-- start of WORKING DATA --

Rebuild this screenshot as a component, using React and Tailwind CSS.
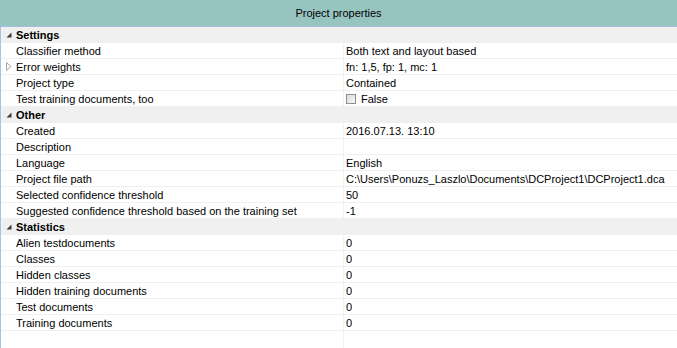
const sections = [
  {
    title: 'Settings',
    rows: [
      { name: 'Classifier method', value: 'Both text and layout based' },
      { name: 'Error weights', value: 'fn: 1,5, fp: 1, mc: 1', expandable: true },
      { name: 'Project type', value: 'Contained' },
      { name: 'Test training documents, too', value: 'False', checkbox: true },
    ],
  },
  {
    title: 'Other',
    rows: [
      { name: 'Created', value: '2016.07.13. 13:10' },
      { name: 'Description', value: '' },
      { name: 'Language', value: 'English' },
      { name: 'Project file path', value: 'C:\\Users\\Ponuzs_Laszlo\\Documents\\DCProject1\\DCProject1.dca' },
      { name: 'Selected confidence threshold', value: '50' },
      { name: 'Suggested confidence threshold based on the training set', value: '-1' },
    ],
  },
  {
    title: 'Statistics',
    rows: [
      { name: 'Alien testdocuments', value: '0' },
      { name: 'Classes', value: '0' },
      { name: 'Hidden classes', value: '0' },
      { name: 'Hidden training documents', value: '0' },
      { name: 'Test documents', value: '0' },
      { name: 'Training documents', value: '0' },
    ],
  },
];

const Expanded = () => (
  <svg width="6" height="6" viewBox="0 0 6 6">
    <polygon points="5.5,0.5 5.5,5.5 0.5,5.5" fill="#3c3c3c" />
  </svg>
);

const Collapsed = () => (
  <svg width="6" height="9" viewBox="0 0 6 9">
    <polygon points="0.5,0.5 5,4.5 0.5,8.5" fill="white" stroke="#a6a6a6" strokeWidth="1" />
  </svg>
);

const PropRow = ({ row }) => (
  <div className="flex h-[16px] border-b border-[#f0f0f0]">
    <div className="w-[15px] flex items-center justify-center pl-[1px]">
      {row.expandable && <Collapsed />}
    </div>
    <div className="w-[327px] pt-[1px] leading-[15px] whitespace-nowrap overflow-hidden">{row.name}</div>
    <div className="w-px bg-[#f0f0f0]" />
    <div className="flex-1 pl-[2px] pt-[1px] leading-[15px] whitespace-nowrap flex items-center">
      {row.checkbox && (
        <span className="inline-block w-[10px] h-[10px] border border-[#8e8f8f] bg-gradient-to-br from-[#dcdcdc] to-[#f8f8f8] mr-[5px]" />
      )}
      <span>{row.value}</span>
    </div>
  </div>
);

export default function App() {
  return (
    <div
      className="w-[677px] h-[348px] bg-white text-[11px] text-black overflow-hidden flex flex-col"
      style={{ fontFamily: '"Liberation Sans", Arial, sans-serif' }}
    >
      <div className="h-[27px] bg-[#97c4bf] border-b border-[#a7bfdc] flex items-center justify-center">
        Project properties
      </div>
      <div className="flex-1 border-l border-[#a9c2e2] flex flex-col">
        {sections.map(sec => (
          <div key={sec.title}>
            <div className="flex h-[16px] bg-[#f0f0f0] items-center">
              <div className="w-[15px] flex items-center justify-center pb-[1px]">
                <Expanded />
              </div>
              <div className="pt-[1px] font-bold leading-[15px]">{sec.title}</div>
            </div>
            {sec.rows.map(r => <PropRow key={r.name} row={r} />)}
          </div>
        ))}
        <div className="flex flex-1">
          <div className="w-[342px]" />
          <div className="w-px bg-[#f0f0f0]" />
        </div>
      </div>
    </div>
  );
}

-- end of WORKING DATA --
-- start of WORKING DATA --

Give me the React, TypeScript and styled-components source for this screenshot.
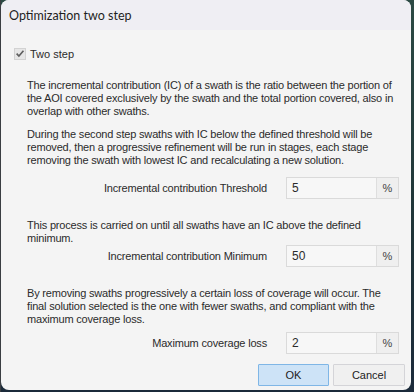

-- end of WORKING DATA --

PROMPT: Find every line in the records that contains the word "screenshot"; copy those lines.

ANSWER TO THE EXERCISE:
Rebuild this screenshot as a component, using React and Tailwind CSS.
Give me the React, TypeScript and styled-components source for this screenshot.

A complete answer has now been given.